Dinner was an elegant affair. It started with the restaurant’s famous fruit cup topped with orange sherbet, a melon ball, and a sprig of mint. Servers placed cornbread on bread plates with silver tongs. They also brought a selection of appetizers on porcelain dishes piled on a large brown wooden tray; you pointed to what you wanted and it was served to you then and there (my favorite was the sliced tomatoes on a bed of iceberg lettuce with Russian dressing). Entrées included what were then considered fancy things: prime rib and fillet of sole and breaded veal cutlets. (There were no cocktails or wine with dinner, though; Ocean Grove was, and is, a dry town.) It all happened decades ago, but I remember the experience so vividly, and fondly. It was emblematic of what to me were picture-perfect childhood summers by the sea.

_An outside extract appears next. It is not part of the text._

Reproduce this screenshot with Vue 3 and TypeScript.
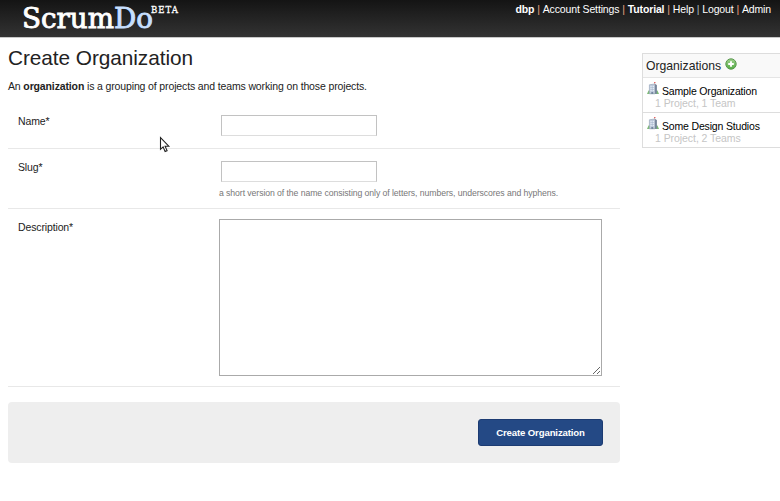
<script setup lang="ts">
import { ref } from 'vue'

interface NavLink { label: string; strong?: boolean }
interface Organization { name: string; summary: string }

const links: NavLink[] = [
  { label: 'dbp', strong: true },
  { label: 'Account Settings' },
  { label: 'Tutorial', strong: true },
  { label: 'Help' },
  { label: 'Logout' },
  { label: 'Admin' },
]
const organizations: Organization[] = [
  { name: 'Sample Organization', summary: '1 Project, 1 Team' },
  { name: 'Some Design Studios', summary: '1 Project, 2 Teams' },
]
const name = ref('')
const slug = ref('')
const description = ref('')
</script>

<template>
  <div class="page">
    <header class="topbar">
      <svg class="logo" width="190" height="37" role="img" aria-label="ScrumDo BETA">
        <text class="brand" x="22" y="27.7" textLength="131" lengthAdjust="spacingAndGlyphs">Scrum<tspan class="brand-do">Do</tspan></text>
        <text class="beta" x="151" y="13" textLength="27">BETA</text>
      </svg>
      <nav class="nav">
        <template v-for="(link, i) in links" :key="link.label">
          <span v-if="i > 0" class="bar" :class="{ pale: i === 4 }">|</span>
          <a :class="{ strong: link.strong }">{{ link.label }}</a>
        </template>
      </nav>
    </header>

    <div class="body">
      <main class="main">
        <h1>Create Organization</h1>
        <p class="intro">An <b>organization</b> is a grouping of projects and teams working on those projects.</p>
        <form @submit.prevent>
          <div class="row row-name">
            <label for="name">Name*</label>
            <div class="field"><input id="name" v-model="name" type="text"></div>
          </div>
          <div class="row row-slug">
            <label for="slug">Slug*</label>
            <div class="field">
              <input id="slug" v-model="slug" type="text">
              <p class="hint">a short version of the name consisting only of letters, numbers, underscores and hyphens.</p>
            </div>
          </div>
          <div class="row row-desc">
            <label for="description">Description*</label>
            <div class="field"><textarea id="description" v-model="description"></textarea></div>
          </div>
          <div class="actions"><button type="submit">Create Organization</button></div>
        </form>
      </main>

      <aside class="side">
        <h2>
          <span>Organizations</span>
          <svg width="12" height="12" viewBox="0 0 12 12">
            <defs>
              <linearGradient id="add" x1="0" y1="0" x2="0" y2="1">
                <stop offset="0" stop-color="#9fd08d" /><stop offset="1" stop-color="#55ad45" />
              </linearGradient>
            </defs>
            <circle cx="6" cy="6" r="5.2" fill="url(#add)" stroke="#5b9a50" stroke-width="1" />
            <path d="M6 3.2v5.6M3.2 6h5.6" stroke="#fff" stroke-width="1.9" />
          </svg>
        </h2>
        <div v-for="org in organizations" :key="org.name" class="org">
          <div class="org-title">
            <svg width="12" height="13" viewBox="0 0 12 13">
              <path d="M0 12L1.5 8.5h9L12 12z" fill="#7cba74" />
              <path d="M2.4 2.8L8 2v9.8H2.4z" fill="#c3cede" stroke="#9aa8bb" stroke-width=".7" />
              <path d="M8 2l1.9 1v8.8H8z" fill="#77869b" />
              <path d="M3.5 4.5h3.5M3.5 6.5h3.5M3.5 8.5h3.5" stroke="#e8eff8" stroke-width=".9" />
              <path d="M5.2 3.5v6" stroke="#9aadc8" stroke-width=".6" />
              <path d="M7.7 2.5V.6" stroke="#b99a9e" stroke-width=".8" />
              <path d="M7.2.5h1.2" stroke="#e34b4b" />
              <path d="M4.3 10h1.9v2H4.3z" fill="#7587a0" />
            </svg>
            <a>{{ org.name }}</a>
          </div>
          <div class="summary">{{ org.summary }}</div>
        </div>
      </aside>
    </div>

    <svg class="cursor" width="12" height="18" viewBox="0 0 12 18">
      <path d="M1.5 1.5v11.8l2.6-2.4 2 4.6 2-.9-2-4.4h3.7z" fill="#fff" stroke="#222" stroke-width="1.1" />
    </svg>
  </div>
</template>

<style>
body { background: #fff; }
</style>

<style scoped>
.page { position: relative; width: 780px; height: 501px; overflow: hidden; box-sizing: border-box; font: 10.5px/15px "Liberation Sans", Arial, sans-serif; letter-spacing: -0.135px; color: #222; }
.topbar { display: flex; justify-content: space-between; height: 37px; border-bottom: 1px solid #c8c8c8; background: linear-gradient(#141414, #333); }
.logo { display: block; letter-spacing: 0; }
.brand { font: 27px "DejaVu Serif Condensed", "DejaVu Serif", serif; fill: #fff; stroke: #fff; stroke-width: .8px; }
.brand-do { fill: #c6dfff; stroke: #c6dfff; }
.beta { font: 9.5px "DejaVu Serif Condensed", "DejaVu Serif", serif; fill: #fff; stroke: #fff; stroke-width: .3px; }
.nav { display: flex; gap: 2.9px; padding: 2px 9px 0 0; color: #fff; white-space: nowrap; }
.strong { font-weight: bold; }
.bar { color: #e9a080; }
.bar.pale { color: #a9b8c6; }
.body { display: flex; justify-content: space-between; }
.main { width: 612px; padding-left: 8px; }
h1 { margin: 7px 0 0; font-size: 20.8px; line-height: 26px; font-weight: normal; letter-spacing: -0.06px; }
.intro { margin: 8px 0 0; }
form { margin-top: 9px; }
.row { display: flex; box-sizing: border-box; border-bottom: 1px solid #e8e8e8; padding: 10px 10px 0; }
.row label { width: 201px; line-height: 16px; }
.row-name { height: 46px; }
.row-slug { height: 60px; }
.row-desc { height: 178px; }
input { display: block; box-sizing: border-box; width: 156px; height: 21px; margin: 2px 0 0 2px; padding: 0 3px; border: 1px solid #c2c2c2; border-bottom-color: #ddd; border-radius: 0; background: #fff; font: inherit; outline: none; }
.hint { margin: 5px 0 0; font-size: 8.7px; line-height: 12px; letter-spacing: -0.08px; color: #777; white-space: nowrap; }
textarea { display: block; box-sizing: border-box; width: 383px; height: 157px; margin: 0; padding: 2px; border: 1px solid #aaa; border-radius: 0; outline: none; font: inherit; }
.actions { display: flex; justify-content: flex-end; box-sizing: border-box; height: 61px; margin-top: 15px; padding: 17px 17px 0 0; border-radius: 4px; background: #eee; }
button { width: 125px; height: 27px; padding: 0; border: 1px solid #1c3b72; border-radius: 3px; background: #244985; color: #fff; font: bold 9.6px "Liberation Sans", Arial, sans-serif; letter-spacing: -0.13px; }
.side { width: 138px; height: 95px; margin-top: 15px; box-sizing: border-box; border: 1px solid #ddd; border-right: 0; }
h2 { display: flex; align-items: flex-start; gap: 4px; box-sizing: border-box; height: 24px; margin: 0; padding: 4px 0 0 3px; background: #f9f9f9; border-bottom: 1px solid #e5e5e5; font-size: 12.2px; line-height: 16px; font-weight: normal; letter-spacing: 0; }
.org { box-sizing: border-box; height: 35px; border-bottom: 1px solid #ddd; }
.org:last-child { border-bottom: 0; }
.org-title { display: flex; gap: 3px; padding: 4px 0 0 4px; height: 15px; color: #000; line-height: 18px; letter-spacing: -0.17px; white-space: nowrap; }
.summary { padding-left: 12px; line-height: 12px; letter-spacing: -0.06px; color: #c5c5c5; }
.cursor { position: absolute; left: 159px; top: 136px; }
</style>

Woody Allen would later film a nostalgic movie, Stardust Memories, in Ocean Grove. One of my younger cousins landed a part as an extra in it and actually got a second or two of close-up screen time. That was a big deal, since no one else in the family was ever in a movie, and we still laughingly bring it up when we see him. But by the time the film was made, the Homestead had just closed, shuttered in 1978 as, I suppose, tastes in food changed and newer restaurants stole its thunder. It's too bad. It would have been the perfect location for a cast closing party.